■ **Task to carry out**: Copy out exactly the lines from the one holding "Reproduce this screenshot" through the one holding "Arial, Helvetica, sans-serif'", ends included; omit images.

■ **Given data**:
┌──
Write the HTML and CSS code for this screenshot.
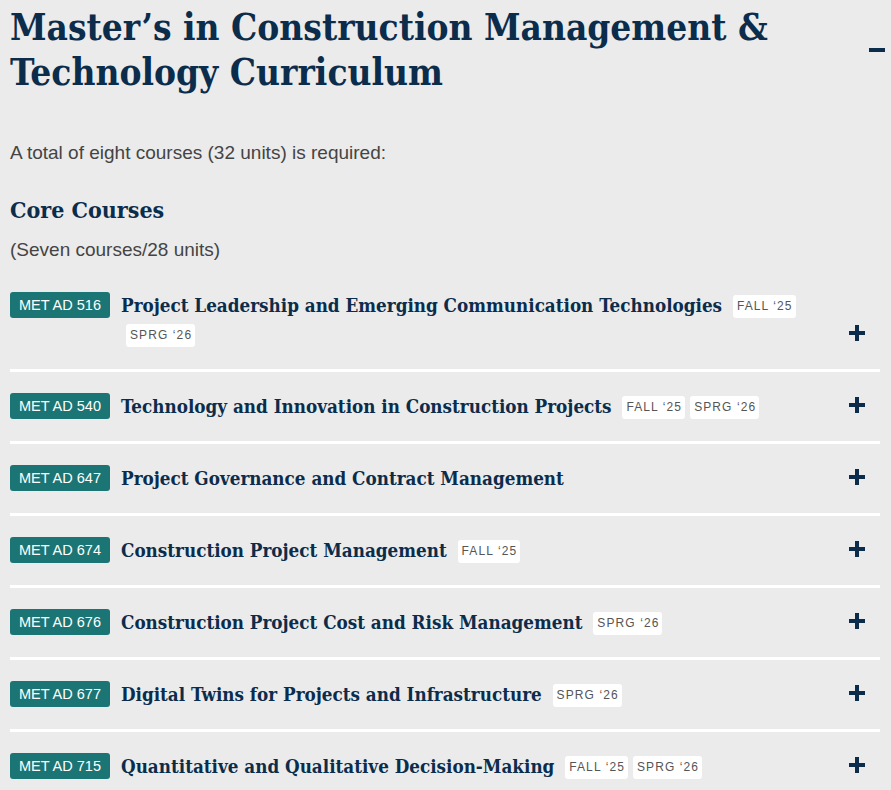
└──
┌──
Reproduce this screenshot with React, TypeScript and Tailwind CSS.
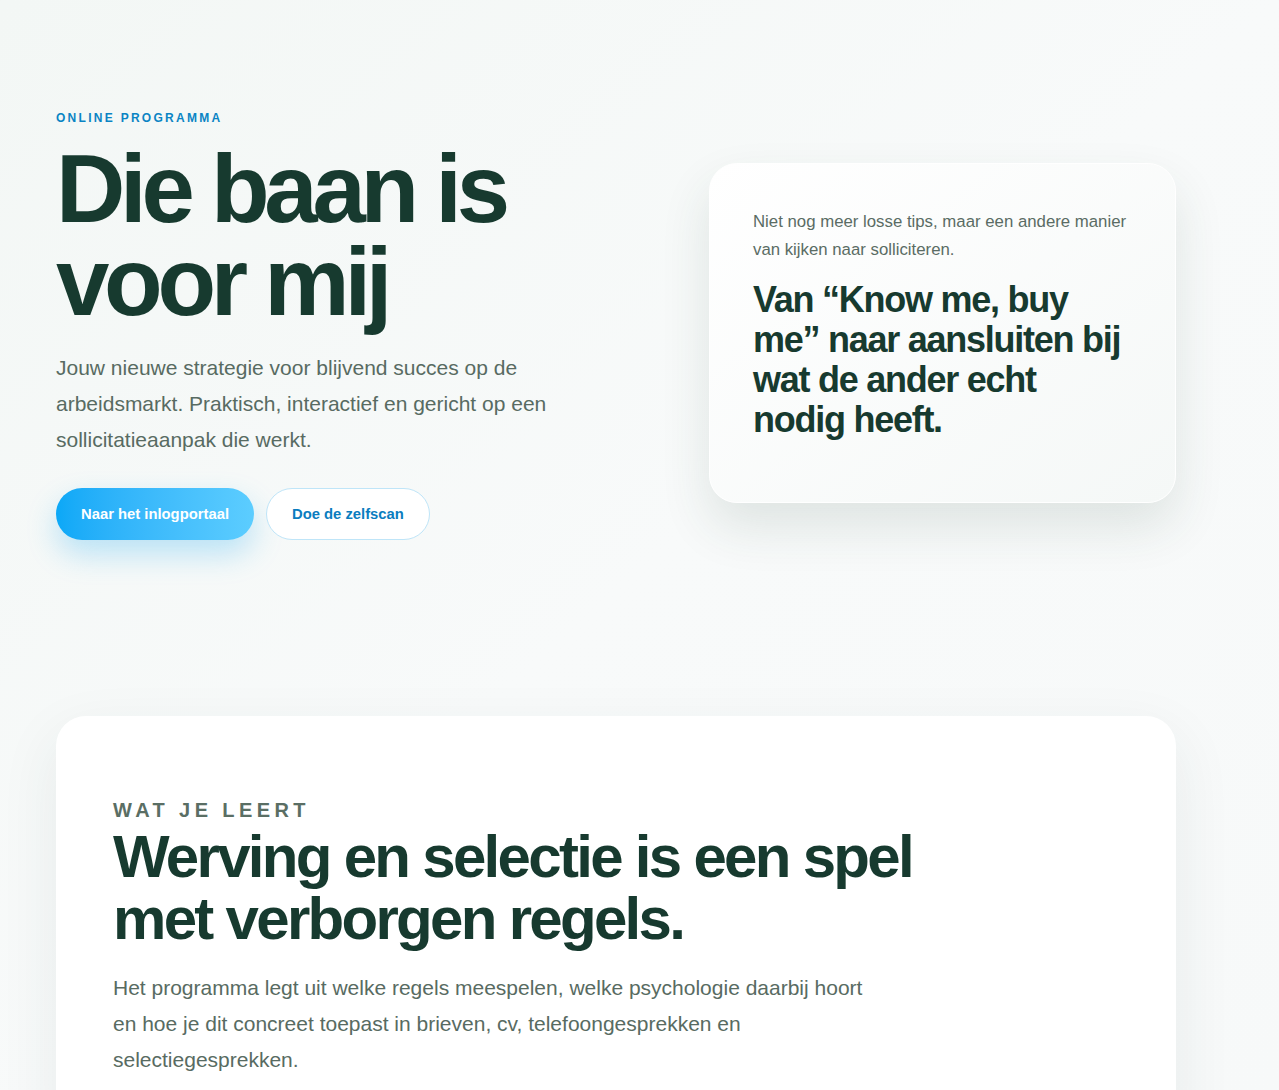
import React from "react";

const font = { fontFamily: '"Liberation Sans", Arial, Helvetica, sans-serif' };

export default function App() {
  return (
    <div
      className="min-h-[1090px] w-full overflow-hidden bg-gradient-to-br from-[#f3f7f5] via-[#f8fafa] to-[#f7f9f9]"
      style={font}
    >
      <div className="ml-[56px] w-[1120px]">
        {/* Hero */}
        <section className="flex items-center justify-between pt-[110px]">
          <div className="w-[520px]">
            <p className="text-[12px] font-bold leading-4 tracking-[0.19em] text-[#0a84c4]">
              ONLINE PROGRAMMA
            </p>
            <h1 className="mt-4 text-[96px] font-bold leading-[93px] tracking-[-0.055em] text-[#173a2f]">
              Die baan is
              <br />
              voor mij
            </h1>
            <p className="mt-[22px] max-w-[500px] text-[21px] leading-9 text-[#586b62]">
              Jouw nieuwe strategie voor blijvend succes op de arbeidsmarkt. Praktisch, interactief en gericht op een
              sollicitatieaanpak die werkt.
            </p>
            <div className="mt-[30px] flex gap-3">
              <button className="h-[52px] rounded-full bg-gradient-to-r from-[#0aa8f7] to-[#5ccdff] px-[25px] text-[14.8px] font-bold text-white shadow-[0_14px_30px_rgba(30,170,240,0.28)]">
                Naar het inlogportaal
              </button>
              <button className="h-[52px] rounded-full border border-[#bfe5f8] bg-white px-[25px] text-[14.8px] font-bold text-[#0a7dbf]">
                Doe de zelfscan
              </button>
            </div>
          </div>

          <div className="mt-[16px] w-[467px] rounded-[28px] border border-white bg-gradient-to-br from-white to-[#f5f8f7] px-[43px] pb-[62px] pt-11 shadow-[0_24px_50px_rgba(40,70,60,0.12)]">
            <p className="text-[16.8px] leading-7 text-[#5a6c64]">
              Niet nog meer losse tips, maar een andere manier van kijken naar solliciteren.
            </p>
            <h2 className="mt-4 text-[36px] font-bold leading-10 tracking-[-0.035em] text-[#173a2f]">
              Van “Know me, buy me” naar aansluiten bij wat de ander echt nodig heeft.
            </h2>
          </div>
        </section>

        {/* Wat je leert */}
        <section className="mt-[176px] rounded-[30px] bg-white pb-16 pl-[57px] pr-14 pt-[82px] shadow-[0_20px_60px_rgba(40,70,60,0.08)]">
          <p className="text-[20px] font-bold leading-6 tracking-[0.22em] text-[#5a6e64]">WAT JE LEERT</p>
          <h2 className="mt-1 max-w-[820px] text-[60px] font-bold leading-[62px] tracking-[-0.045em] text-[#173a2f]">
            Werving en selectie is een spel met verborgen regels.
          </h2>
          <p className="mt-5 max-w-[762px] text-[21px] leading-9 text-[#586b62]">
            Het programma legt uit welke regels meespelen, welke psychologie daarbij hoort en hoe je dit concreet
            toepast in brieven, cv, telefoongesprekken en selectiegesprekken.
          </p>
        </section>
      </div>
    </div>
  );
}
└──
┌──
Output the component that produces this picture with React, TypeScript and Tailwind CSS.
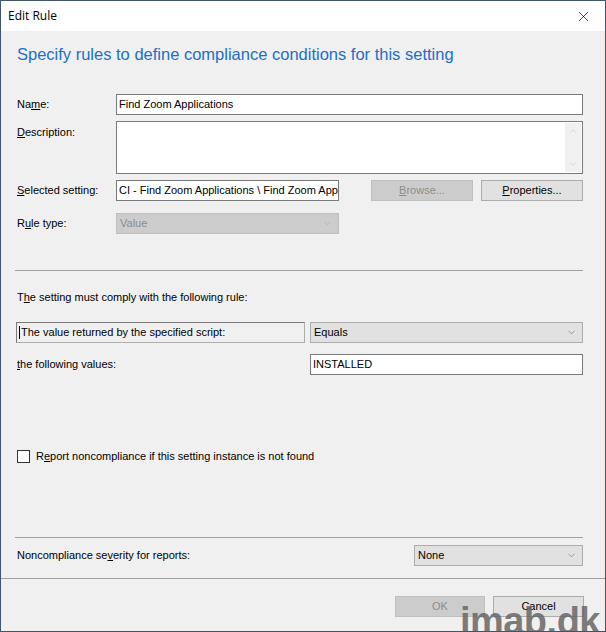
└──
■ **Task solution**:
Reproduce this screenshot with React, TypeScript and Tailwind CSS.
import React from "react";

const font = { fontFamily: '"Liberation Sans", Arial, Helvetica, sans-serif' };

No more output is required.